It’s the 400th anniversary of Thanksgiving, which was nothing like this anyway

RASHMEE ROSHAN LALL November 25, 2021

The First Thanksgiving, 1621, Plymouth Colony, MA. The Pilgrims didn’t call it Thanksgiving

It’s the 400th anniversary of that annual American rite, Thanksgiving.

As anyone who knows any history is aware, there is nothing sacred about the day – the fourth Thursday in November.

In fact, it was changed from the last Thursday to the third Thursday in 1939.

There is also nothing particularly sacred about how Thanksgiving is celebrated.

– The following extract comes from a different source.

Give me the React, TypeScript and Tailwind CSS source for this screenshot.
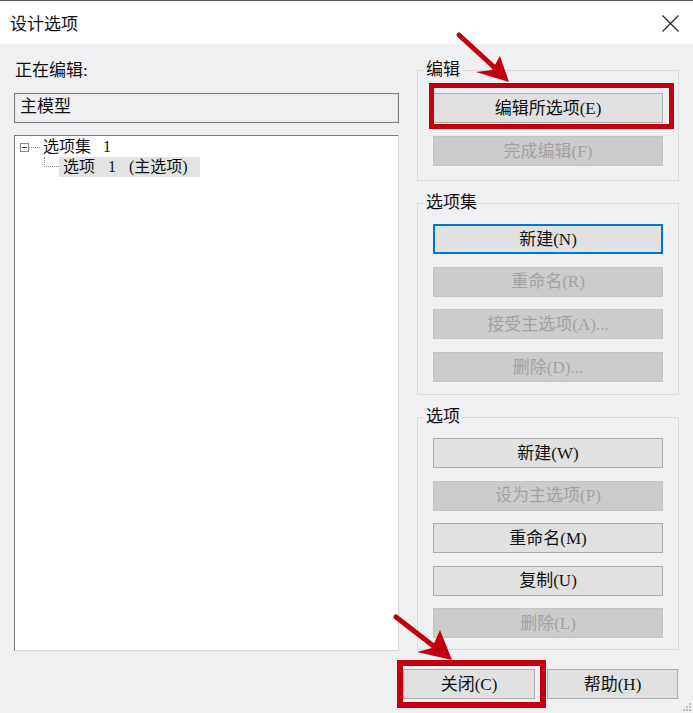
const cjk = "font-['Liberation_Serif','Noto_Sans_CJK_SC',serif]"

function Btn({ label, disabled, focused }: { label: string; disabled?: boolean; focused?: boolean }) {
  let cls = 'h-[30px] w-full flex items-center justify-center text-[17px] leading-none '
  if (disabled) cls += 'bg-[#cccccc] border border-[#c4c4c4] text-[#a2a2a2]'
  else if (focused) cls += 'bg-[#e1e1e1] border-2 border-[#0078d7] text-[#111]'
  else cls += 'bg-[#e1e1e1] border border-[#adadad] text-[#111]'
  return <div className={cls}>{label}</div>
}

function Group({ title, children, className }: { title: string; children: React.ReactNode; className?: string }) {
  return (
    <fieldset className={'border border-[#dadada] px-[15px] ' + (className ?? '')}>
      <legend className="ml-[-9px] px-[2px] h-[22px] leading-[22px] text-[17px] text-[#111]">{title}</legend>
      {children}
    </fieldset>
  )
}

export default function App() {
  return (
    <div className={`relative w-[693px] h-[713px] overflow-hidden bg-[#f0eff2] ${cjk}`}>
      {/* Title bar */}
      <div className="h-[44px] bg-white border-t border-[#5a5a5a] flex items-center justify-between pl-[10px] pr-[14px]">
        <span className="font-['Noto_Sans_CJK_SC',sans-serif] text-[17px] text-[#111]">设计选项</span>
        <svg width="17" height="17" viewBox="0 0 17 17" className="mt-[1px]">
          <path d="M0.5 0.5L16.5 16.5M16.5 0.5L0.5 16.5" stroke="#222" strokeWidth="1.1" />
        </svg>
      </div>

      <div className="flex pl-[14px]">
        {/* Left column */}
        <div className="w-[385px] pt-[16px] flex flex-col">
          <div className="h-[22px] leading-[22px] text-[17px] text-[#111] pl-[1px]">正在编辑:</div>
          <div className="mt-[11px] h-[30px] border border-[#7f7f7f] shadow-[inset_0_0_0_1px_#e6e6e6] bg-[#f0eff2] px-[5px] text-[17px] leading-[26px] text-[#111]">
            主模型
          </div>
          <div className="mt-[12px] h-[516px] bg-white border border-[#d6d6d6] border-l-[#7a7a7a] border-t-[#7a7a7a] pt-[1px] text-[16px] text-[#111]">
            <div className="flex items-center h-[20px] pl-[5px]">
              <div className="w-[9px] h-[9px] border border-[#8a8a8a] flex items-center justify-center">
                <div className="w-[5px] h-px bg-[#333]" />
              </div>
              <div className="w-[11px] border-t border-dotted border-[#8a8a8a]" />
              <span className="ml-[3px]">选项集</span>
              <span className="ml-[12px]">1</span>
            </div>
            <div className="flex h-[20px]">
              <div className="ml-[29px] w-[15px] h-[10px] border-l border-b border-dotted border-[#8a8a8a]" />
              <div className="flex h-[20px] leading-[20px] bg-[#e3e3e3] pl-[4px] pr-[12px]">
                <span>选项</span>
                <span className="ml-[13px]">1</span>
                <span className="ml-[13px]">(主选项)</span>
              </div>
            </div>
          </div>
        </div>

        {/* Right column */}
        <div className="ml-[18px] w-[262px] pt-[15px] flex flex-col">
          <Group title="编辑" className="pt-[12px] pb-[14px]">
            <div className="flex flex-col gap-[13px]">
              <Btn label="编辑所选项(E)" />
              <Btn label="完成编辑(F)" disabled />
            </div>
          </Group>
          <Group title="选项集" className="mt-[11px] pt-[10px] pb-[12px]">
            <div className="flex flex-col gap-[12.7px]">
              <Btn label="新建(N)" focused />
              <Btn label="重命名(R)" disabled />
              <Btn label="接受主选项(A)..." disabled />
              <Btn label="删除(D)..." disabled />
            </div>
          </Group>
          <Group title="选项" className="mt-[11px] pt-[10px] pb-[11px]">
            <div className="flex flex-col gap-[12.5px]">
              <Btn label="新建(W)" />
              <Btn label="设为主选项(P)" disabled />
              <Btn label="重命名(M)" />
              <Btn label="复制(U)" />
              <Btn label="删除(L)" disabled />
            </div>
          </Group>
        </div>
      </div>

      {/* Bottom buttons */}
      <div className="mt-[18px] flex justify-end gap-[12px] pr-[15px]">
        <div className="w-[132px]"><Btn label="关闭(C)" /></div>
        <div className="w-[131px]"><Btn label="帮助(H)" /></div>
      </div>

      {/* Resize grip */}
      <svg width="10" height="10" viewBox="0 0 10 10" className="absolute right-[2px] bottom-[2px]">
        {[[8, 2], [8, 5], [8, 8], [5, 5], [5, 8], [2, 8]].map(([x, y], i) => (
          <rect key={i} x={x} y={y} width="2" height="2" fill="#bdbdbd" />
        ))}
      </svg>

      {/* Red annotations */}
      <div className="absolute left-[429px] top-[83px] w-[245px] h-[46px] border-[5px] border-[#c00010]" />
      <div className="absolute left-[397px] top-[660px] w-[149px] h-[48px] border-[6px] border-[#c00010]" />
      <svg className="absolute left-0 top-0 pointer-events-none" width="693" height="713">
        <line x1="459" y1="35" x2="495" y2="68" stroke="#c00010" strokeWidth="5" strokeLinecap="round" />
        <polygon points="476,72 509,82 500,56 492,70" fill="#c00010" />
        <line x1="396" y1="617" x2="436" y2="648" stroke="#c00010" strokeWidth="5" strokeLinecap="round" />
        <polygon points="417,652 452,660 440,630 432,648" fill="#c00010" />
      </svg>
    </div>
  )
}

As others, not least the NYT’s ‘Morning’ newsletter have noted, Thanksgiving has had a shifting appearance – both as a word and as a state of mind from 1851. The paper’s first reference to Thanksgiving was not to the November holiday we now know, but to an October 4 “appropriate prayer and thanksgiving” delivered by a priest at the opening of an agricultural exhibition. Some seven weeks later, the governor Massachusetts declared the last Thursday of November “a day of public thanksgiving and praise” in the absence of a national holiday.

It was Abraham Lincoln who made a national holiday of Thanksgiving in 1863, a year of continuing tribulation for the country. Some 80 years later, FDR tried to use Thanksgiving as an economic stimulus by moving it to a week early.

All of which goes to show that Thanksgiving is a changing ritual and we can add or subtract what we want to it, as needed.

This is why I think former evangelical writer Chrissy Stroop is absolutely correct to say in her open Democracy piece that on Thanksgiving’s 400th anniversary, it’s time to change the way we celebrate. Americans, she says, “have a responsibility to reflect on the ugly realities behind our Thanksgiving myth, and to do better by our children than perpetuating the same old coloniser lies that we grew up with.”